The broader answer to your question depends on where you are. If you are in the United States, the first step is to go to games live. Baseball is better live than on TV. Don't restrict yourself to major league baseball, or even professional ball. Minor league ball has several advantages, not the least being cheaper and better seats available. If you have a friend who knows the game, take him along and buy him a hot dog as he explains the fine points. If you don't know someone who can do this, go to a minor league game and look for a fan holding a score book. This person is a student of the game, and not there merely to get drunk. Chances are excellent that he or she would be more than happy to explain matters.
Posted by: Richard Hershberger | March 28, 2008 at 03:57 PM
form memory the 5th day at Lords in 1984 was when the windies chased down over 300 on the final day, with the help of c223 from Greenidge, this is still in the top 4 or 5 last innings totals ever chased in England i would wager. This let them take a 2-0 lead against an England side who, looking back, were quite a tasty mob that faniced their chances against the carribean kings. That england lost the next 9 straight tests against them is neither here nor there. Anyway - it was a good day for Mr. Boswell to go to the cricket.
Posted by: tommyt | March 28, 2008 at 10:30 PM
Another way to learn baseball would be to read Tom Boswell, as well as others. I never liked baseball until I started reading about it.

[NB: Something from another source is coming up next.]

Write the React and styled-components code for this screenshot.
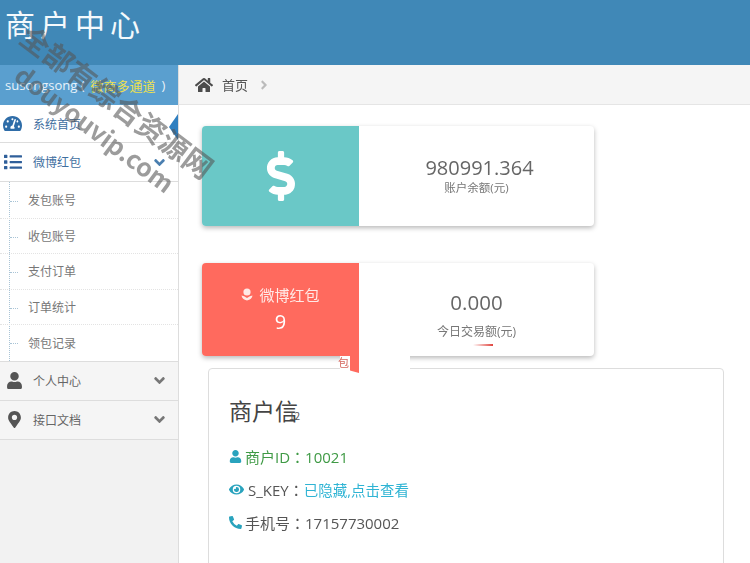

When you know what to look for, it's a whole other game.
Posted by: Phil | March 30, 2008 at 10:34 PM
In Australia (my home) we play both sports at school level, although baseball is not as popular with adult participants.
I think that in the main cricket followers cannot respect baseball due to the sheer courage it takes to face a cricket fast bowler at test level.
If I can illustrate please my point: because a batsmans main job is to protect his wicket he places his body directly in line with the path of the ball.. not along side the plate as in baseball. Please see this clip:
http://au.youtube.com/watch?v=w-f5pfBgpNE
Now in the modern game one wears helmets for protection however even with helmets if you get your footwork wrong in 0.5 of a second this can happen:
http://au.youtube.com/watch?v=4OxnYBV7vfw
Daniel Flynn of NZ lost both his front teeth..
Now the bottom line is everyone can wax lyrical about all the other nuances of both games but without the extra and very real dangers endemically involved in cricket batting at the highest level, baseball well just doesn't have the same sized testicles. Simple as that.
Posted by: Geoff Plumridge | July 07, 2008 at 01:15 AM
A good time is had by all, so long as no one was hoping to learn stuff. The Thomas Boswell quote is interesting because it is a person breaking out of his cultural boundaries.